What needs to be done: Below is a listing to write out in full, exactly as given, without its pictures.

Given information:
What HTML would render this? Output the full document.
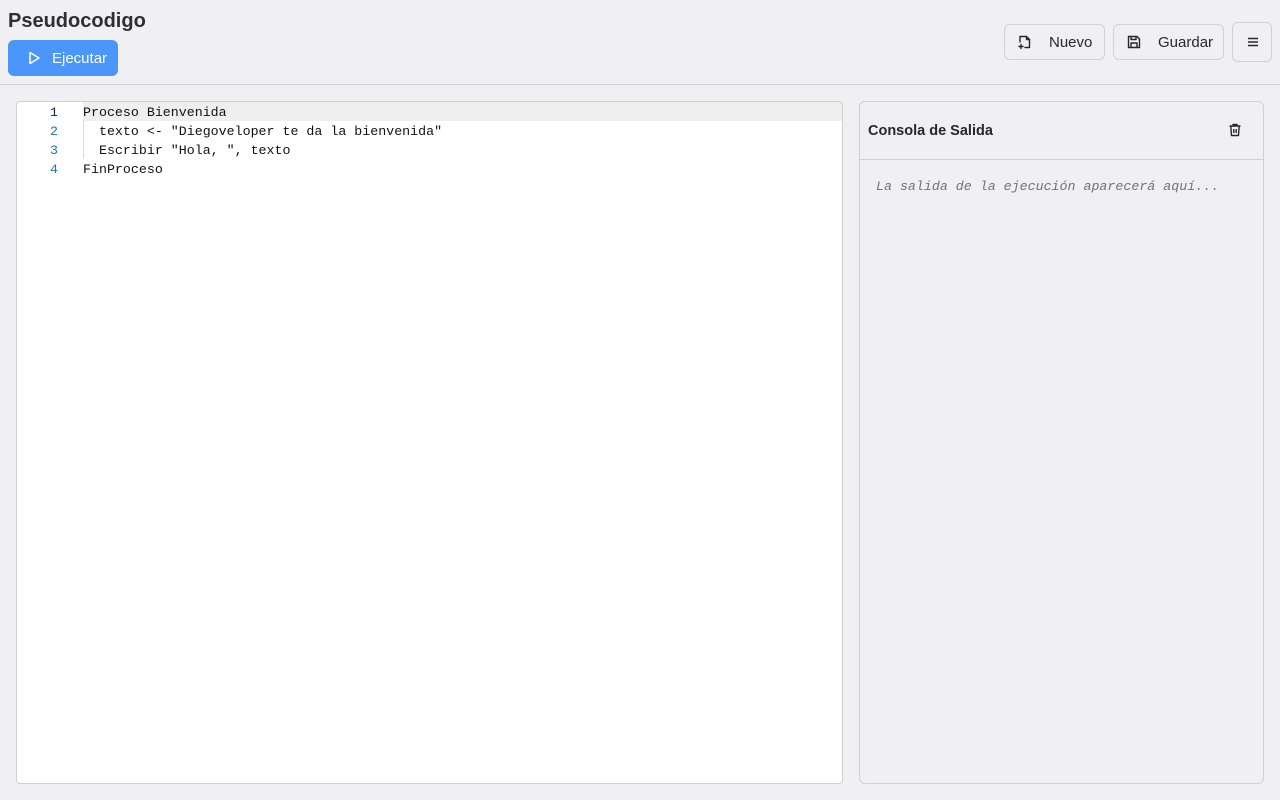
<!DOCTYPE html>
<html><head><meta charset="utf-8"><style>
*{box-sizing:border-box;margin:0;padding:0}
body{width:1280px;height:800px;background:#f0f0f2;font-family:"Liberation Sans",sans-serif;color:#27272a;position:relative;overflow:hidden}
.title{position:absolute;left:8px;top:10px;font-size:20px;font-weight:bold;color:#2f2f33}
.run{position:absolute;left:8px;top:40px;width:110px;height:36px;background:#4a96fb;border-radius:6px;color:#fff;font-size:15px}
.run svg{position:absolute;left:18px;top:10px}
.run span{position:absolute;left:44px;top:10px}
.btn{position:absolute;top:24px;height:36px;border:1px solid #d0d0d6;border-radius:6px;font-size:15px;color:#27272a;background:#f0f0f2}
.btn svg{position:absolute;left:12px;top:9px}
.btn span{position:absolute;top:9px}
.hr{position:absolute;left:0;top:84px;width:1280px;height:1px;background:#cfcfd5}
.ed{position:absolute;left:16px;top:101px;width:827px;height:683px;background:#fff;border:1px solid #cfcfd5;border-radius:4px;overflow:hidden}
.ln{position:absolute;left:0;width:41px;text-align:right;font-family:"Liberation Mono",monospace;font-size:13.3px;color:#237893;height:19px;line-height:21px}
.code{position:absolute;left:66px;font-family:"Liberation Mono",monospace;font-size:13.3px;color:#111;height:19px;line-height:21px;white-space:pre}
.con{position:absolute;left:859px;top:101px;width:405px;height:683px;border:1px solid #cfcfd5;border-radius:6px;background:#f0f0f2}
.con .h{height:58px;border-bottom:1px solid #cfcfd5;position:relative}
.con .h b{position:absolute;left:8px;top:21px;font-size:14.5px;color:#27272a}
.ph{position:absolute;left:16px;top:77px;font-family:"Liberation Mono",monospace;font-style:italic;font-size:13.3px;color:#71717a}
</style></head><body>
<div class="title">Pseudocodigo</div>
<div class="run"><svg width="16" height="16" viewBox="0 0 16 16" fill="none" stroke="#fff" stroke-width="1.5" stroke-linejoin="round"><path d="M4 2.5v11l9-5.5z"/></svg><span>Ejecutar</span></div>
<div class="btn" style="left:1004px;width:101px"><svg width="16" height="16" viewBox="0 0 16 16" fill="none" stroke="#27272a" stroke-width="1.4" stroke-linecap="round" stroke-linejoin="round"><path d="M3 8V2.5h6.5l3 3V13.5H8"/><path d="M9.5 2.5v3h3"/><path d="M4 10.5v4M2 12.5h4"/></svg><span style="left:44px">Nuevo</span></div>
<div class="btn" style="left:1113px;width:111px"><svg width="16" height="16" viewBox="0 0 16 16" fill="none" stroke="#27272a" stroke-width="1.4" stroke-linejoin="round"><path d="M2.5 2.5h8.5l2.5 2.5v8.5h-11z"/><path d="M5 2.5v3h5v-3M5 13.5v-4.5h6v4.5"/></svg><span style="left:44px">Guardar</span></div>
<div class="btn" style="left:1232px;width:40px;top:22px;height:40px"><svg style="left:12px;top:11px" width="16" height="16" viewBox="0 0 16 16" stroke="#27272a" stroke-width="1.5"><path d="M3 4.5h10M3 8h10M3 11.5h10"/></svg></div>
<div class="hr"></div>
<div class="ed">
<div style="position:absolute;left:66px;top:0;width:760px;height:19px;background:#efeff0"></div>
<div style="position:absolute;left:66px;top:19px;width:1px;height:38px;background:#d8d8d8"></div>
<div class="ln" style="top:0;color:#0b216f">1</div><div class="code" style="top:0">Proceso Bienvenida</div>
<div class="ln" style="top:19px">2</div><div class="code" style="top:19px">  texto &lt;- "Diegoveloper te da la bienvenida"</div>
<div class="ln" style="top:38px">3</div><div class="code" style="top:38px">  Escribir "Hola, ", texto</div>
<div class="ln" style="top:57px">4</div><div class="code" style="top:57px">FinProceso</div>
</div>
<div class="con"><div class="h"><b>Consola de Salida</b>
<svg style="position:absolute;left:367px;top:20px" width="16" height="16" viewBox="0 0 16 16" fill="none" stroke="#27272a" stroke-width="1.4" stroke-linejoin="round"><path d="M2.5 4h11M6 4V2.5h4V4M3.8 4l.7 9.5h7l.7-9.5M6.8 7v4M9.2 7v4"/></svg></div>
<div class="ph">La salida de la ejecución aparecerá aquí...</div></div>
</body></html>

The reply:
What HTML would render this? Output the full document.
<!DOCTYPE html>
<html><head><meta charset="utf-8"><style>
*{box-sizing:border-box;margin:0;padding:0}
body{width:1280px;height:800px;background:#f0f0f2;font-family:"Liberation Sans",sans-serif;color:#27272a;position:relative;overflow:hidden}
.title{position:absolute;left:8px;top:10px;font-size:20px;font-weight:bold;color:#2f2f33}
.run{position:absolute;left:8px;top:40px;width:110px;height:36px;background:#4a96fb;border-radius:6px;color:#fff;font-size:15px}
.run svg{position:absolute;left:18px;top:10px}
.run span{position:absolute;left:44px;top:10px}
.btn{position:absolute;top:24px;height:36px;border:1px solid #d0d0d6;border-radius:6px;font-size:15px;color:#27272a;background:#f0f0f2}
.btn svg{position:absolute;left:12px;top:9px}
.btn span{position:absolute;top:9px}
.hr{position:absolute;left:0;top:84px;width:1280px;height:1px;background:#cfcfd5}
.ed{position:absolute;left:16px;top:101px;width:827px;height:683px;background:#fff;border:1px solid #cfcfd5;border-radius:4px;overflow:hidden}
.ln{position:absolute;left:0;width:41px;text-align:right;font-family:"Liberation Mono",monospace;font-size:13.3px;color:#237893;height:19px;line-height:21px}
.code{position:absolute;left:66px;font-family:"Liberation Mono",monospace;font-size:13.3px;color:#111;height:19px;line-height:21px;white-space:pre}
.con{position:absolute;left:859px;top:101px;width:405px;height:683px;border:1px solid #cfcfd5;border-radius:6px;background:#f0f0f2}
.con .h{height:58px;border-bottom:1px solid #cfcfd5;position:relative}
.con .h b{position:absolute;left:8px;top:21px;font-size:14.5px;color:#27272a}
.ph{position:absolute;left:16px;top:77px;font-family:"Liberation Mono",monospace;font-style:italic;font-size:13.3px;color:#71717a}
</style></head><body>
<div class="title">Pseudocodigo</div>
<div class="run"><svg width="16" height="16" viewBox="0 0 16 16" fill="none" stroke="#fff" stroke-width="1.5" stroke-linejoin="round"><path d="M4 2.5v11l9-5.5z"/></svg><span>Ejecutar</span></div>
<div class="btn" style="left:1004px;width:101px"><svg width="16" height="16" viewBox="0 0 16 16" fill="none" stroke="#27272a" stroke-width="1.4" stroke-linecap="round" stroke-linejoin="round"><path d="M3 8V2.5h6.5l3 3V13.5H8"/><path d="M9.5 2.5v3h3"/><path d="M4 10.5v4M2 12.5h4"/></svg><span style="left:44px">Nuevo</span></div>
<div class="btn" style="left:1113px;width:111px"><svg width="16" height="16" viewBox="0 0 16 16" fill="none" stroke="#27272a" stroke-width="1.4" stroke-linejoin="round"><path d="M2.5 2.5h8.5l2.5 2.5v8.5h-11z"/><path d="M5 2.5v3h5v-3M5 13.5v-4.5h6v4.5"/></svg><span style="left:44px">Guardar</span></div>
<div class="btn" style="left:1232px;width:40px;top:22px;height:40px"><svg style="left:12px;top:11px" width="16" height="16" viewBox="0 0 16 16" stroke="#27272a" stroke-width="1.5"><path d="M3 4.5h10M3 8h10M3 11.5h10"/></svg></div>
<div class="hr"></div>
<div class="ed">
<div style="position:absolute;left:66px;top:0;width:760px;height:19px;background:#efeff0"></div>
<div style="position:absolute;left:66px;top:19px;width:1px;height:38px;background:#d8d8d8"></div>
<div class="ln" style="top:0;color:#0b216f">1</div><div class="code" style="top:0">Proceso Bienvenida</div>
<div class="ln" style="top:19px">2</div><div class="code" style="top:19px">  texto &lt;- "Diegoveloper te da la bienvenida"</div>
<div class="ln" style="top:38px">3</div><div class="code" style="top:38px">  Escribir "Hola, ", texto</div>
<div class="ln" style="top:57px">4</div><div class="code" style="top:57px">FinProceso</div>
</div>
<div class="con"><div class="h"><b>Consola de Salida</b>
<svg style="position:absolute;left:367px;top:20px" width="16" height="16" viewBox="0 0 16 16" fill="none" stroke="#27272a" stroke-width="1.4" stroke-linejoin="round"><path d="M2.5 4h11M6 4V2.5h4V4M3.8 4l.7 9.5h7l.7-9.5M6.8 7v4M9.2 7v4"/></svg></div>
<div class="ph">La salida de la ejecución aparecerá aquí...</div></div>
</body></html>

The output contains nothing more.